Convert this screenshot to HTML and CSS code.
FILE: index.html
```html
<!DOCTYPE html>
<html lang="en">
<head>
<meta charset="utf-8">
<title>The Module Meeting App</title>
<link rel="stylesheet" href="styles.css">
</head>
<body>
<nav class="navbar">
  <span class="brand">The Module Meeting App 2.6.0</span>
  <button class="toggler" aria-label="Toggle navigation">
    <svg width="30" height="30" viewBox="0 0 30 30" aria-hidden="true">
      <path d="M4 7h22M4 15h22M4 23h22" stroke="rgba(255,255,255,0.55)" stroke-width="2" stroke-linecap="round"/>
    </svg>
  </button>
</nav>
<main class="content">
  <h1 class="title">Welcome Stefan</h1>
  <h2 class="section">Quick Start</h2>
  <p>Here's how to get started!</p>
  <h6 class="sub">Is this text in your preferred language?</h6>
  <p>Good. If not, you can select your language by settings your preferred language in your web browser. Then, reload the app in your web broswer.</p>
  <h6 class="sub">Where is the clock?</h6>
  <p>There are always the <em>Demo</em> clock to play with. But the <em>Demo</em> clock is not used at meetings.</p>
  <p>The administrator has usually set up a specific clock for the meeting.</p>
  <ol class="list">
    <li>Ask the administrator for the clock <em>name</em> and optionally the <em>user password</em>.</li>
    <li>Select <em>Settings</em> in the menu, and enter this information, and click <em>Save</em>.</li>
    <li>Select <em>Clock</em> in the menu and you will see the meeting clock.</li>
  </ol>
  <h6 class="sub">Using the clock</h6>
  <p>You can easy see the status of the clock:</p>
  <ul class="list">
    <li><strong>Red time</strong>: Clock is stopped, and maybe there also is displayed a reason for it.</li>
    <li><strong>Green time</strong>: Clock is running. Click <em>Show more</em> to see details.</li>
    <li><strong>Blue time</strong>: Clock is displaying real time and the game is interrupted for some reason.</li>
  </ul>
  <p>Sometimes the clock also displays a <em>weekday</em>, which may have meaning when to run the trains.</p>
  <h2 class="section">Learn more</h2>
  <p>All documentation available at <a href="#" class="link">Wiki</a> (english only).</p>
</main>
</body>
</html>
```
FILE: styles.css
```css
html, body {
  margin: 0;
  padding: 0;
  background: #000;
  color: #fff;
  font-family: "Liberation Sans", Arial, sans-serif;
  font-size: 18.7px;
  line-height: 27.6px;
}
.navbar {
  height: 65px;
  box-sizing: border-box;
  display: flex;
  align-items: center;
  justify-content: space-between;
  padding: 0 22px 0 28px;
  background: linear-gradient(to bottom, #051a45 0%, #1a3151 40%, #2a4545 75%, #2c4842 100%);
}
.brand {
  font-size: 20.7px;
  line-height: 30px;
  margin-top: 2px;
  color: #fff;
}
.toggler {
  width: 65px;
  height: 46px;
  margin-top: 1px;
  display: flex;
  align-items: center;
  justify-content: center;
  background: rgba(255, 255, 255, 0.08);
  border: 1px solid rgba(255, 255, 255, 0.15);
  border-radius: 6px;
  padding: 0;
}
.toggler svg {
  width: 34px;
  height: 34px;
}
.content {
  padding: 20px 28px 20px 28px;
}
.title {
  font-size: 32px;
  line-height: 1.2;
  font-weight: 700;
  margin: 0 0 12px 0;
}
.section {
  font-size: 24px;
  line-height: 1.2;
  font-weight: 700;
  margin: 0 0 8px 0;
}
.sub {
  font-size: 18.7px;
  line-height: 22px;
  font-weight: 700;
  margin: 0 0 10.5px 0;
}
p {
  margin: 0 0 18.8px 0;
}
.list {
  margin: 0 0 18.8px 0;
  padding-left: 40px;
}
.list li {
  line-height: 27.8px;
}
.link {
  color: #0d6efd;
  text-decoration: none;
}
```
# # #
» WHAT THE TASK ASKS:
Write out the material exactly as given.

» RESPONSE TO THE TASK:
Convert this screenshot to HTML and CSS code.
FILE: index.html
```html
<!DOCTYPE html>
<html lang="en">
<head>
<meta charset="utf-8">
<title>The Module Meeting App</title>
<link rel="stylesheet" href="styles.css">
</head>
<body>
<nav class="navbar">
  <span class="brand">The Module Meeting App 2.6.0</span>
  <button class="toggler" aria-label="Toggle navigation">
    <svg width="30" height="30" viewBox="0 0 30 30" aria-hidden="true">
      <path d="M4 7h22M4 15h22M4 23h22" stroke="rgba(255,255,255,0.55)" stroke-width="2" stroke-linecap="round"/>
    </svg>
  </button>
</nav>
<main class="content">
  <h1 class="title">Welcome Stefan</h1>
  <h2 class="section">Quick Start</h2>
  <p>Here's how to get started!</p>
  <h6 class="sub">Is this text in your preferred language?</h6>
  <p>Good. If not, you can select your language by settings your preferred language in your web browser. Then, reload the app in your web broswer.</p>
  <h6 class="sub">Where is the clock?</h6>
  <p>There are always the <em>Demo</em> clock to play with. But the <em>Demo</em> clock is not used at meetings.</p>
  <p>The administrator has usually set up a specific clock for the meeting.</p>
  <ol class="list">
    <li>Ask the administrator for the clock <em>name</em> and optionally the <em>user password</em>.</li>
    <li>Select <em>Settings</em> in the menu, and enter this information, and click <em>Save</em>.</li>
    <li>Select <em>Clock</em> in the menu and you will see the meeting clock.</li>
  </ol>
  <h6 class="sub">Using the clock</h6>
  <p>You can easy see the status of the clock:</p>
  <ul class="list">
    <li><strong>Red time</strong>: Clock is stopped, and maybe there also is displayed a reason for it.</li>
    <li><strong>Green time</strong>: Clock is running. Click <em>Show more</em> to see details.</li>
    <li><strong>Blue time</strong>: Clock is displaying real time and the game is interrupted for some reason.</li>
  </ul>
  <p>Sometimes the clock also displays a <em>weekday</em>, which may have meaning when to run the trains.</p>
  <h2 class="section">Learn more</h2>
  <p>All documentation available at <a href="#" class="link">Wiki</a> (english only).</p>
</main>
</body>
</html>
```
FILE: styles.css
```css
html, body {
  margin: 0;
  padding: 0;
  background: #000;
  color: #fff;
  font-family: "Liberation Sans", Arial, sans-serif;
  font-size: 18.7px;
  line-height: 27.6px;
}
.navbar {
  height: 65px;
  box-sizing: border-box;
  display: flex;
  align-items: center;
  justify-content: space-between;
  padding: 0 22px 0 28px;
  background: linear-gradient(to bottom, #051a45 0%, #1a3151 40%, #2a4545 75%, #2c4842 100%);
}
.brand {
  font-size: 20.7px;
  line-height: 30px;
  margin-top: 2px;
  color: #fff;
}
.toggler {
  width: 65px;
  height: 46px;
  margin-top: 1px;
  display: flex;
  align-items: center;
  justify-content: center;
  background: rgba(255, 255, 255, 0.08);
  border: 1px solid rgba(255, 255, 255, 0.15);
  border-radius: 6px;
  padding: 0;
}
.toggler svg {
  width: 34px;
  height: 34px;
}
.content {
  padding: 20px 28px 20px 28px;
}
.title {
  font-size: 32px;
  line-height: 1.2;
  font-weight: 700;
  margin: 0 0 12px 0;
}
.section {
  font-size: 24px;
  line-height: 1.2;
  font-weight: 700;
  margin: 0 0 8px 0;
}
.sub {
  font-size: 18.7px;
  line-height: 22px;
  font-weight: 700;
  margin: 0 0 10.5px 0;
}
p {
  margin: 0 0 18.8px 0;
}
.list {
  margin: 0 0 18.8px 0;
  padding-left: 40px;
}
.list li {
  line-height: 27.8px;
}
.link {
  color: #0d6efd;
  text-decoration: none;
}
```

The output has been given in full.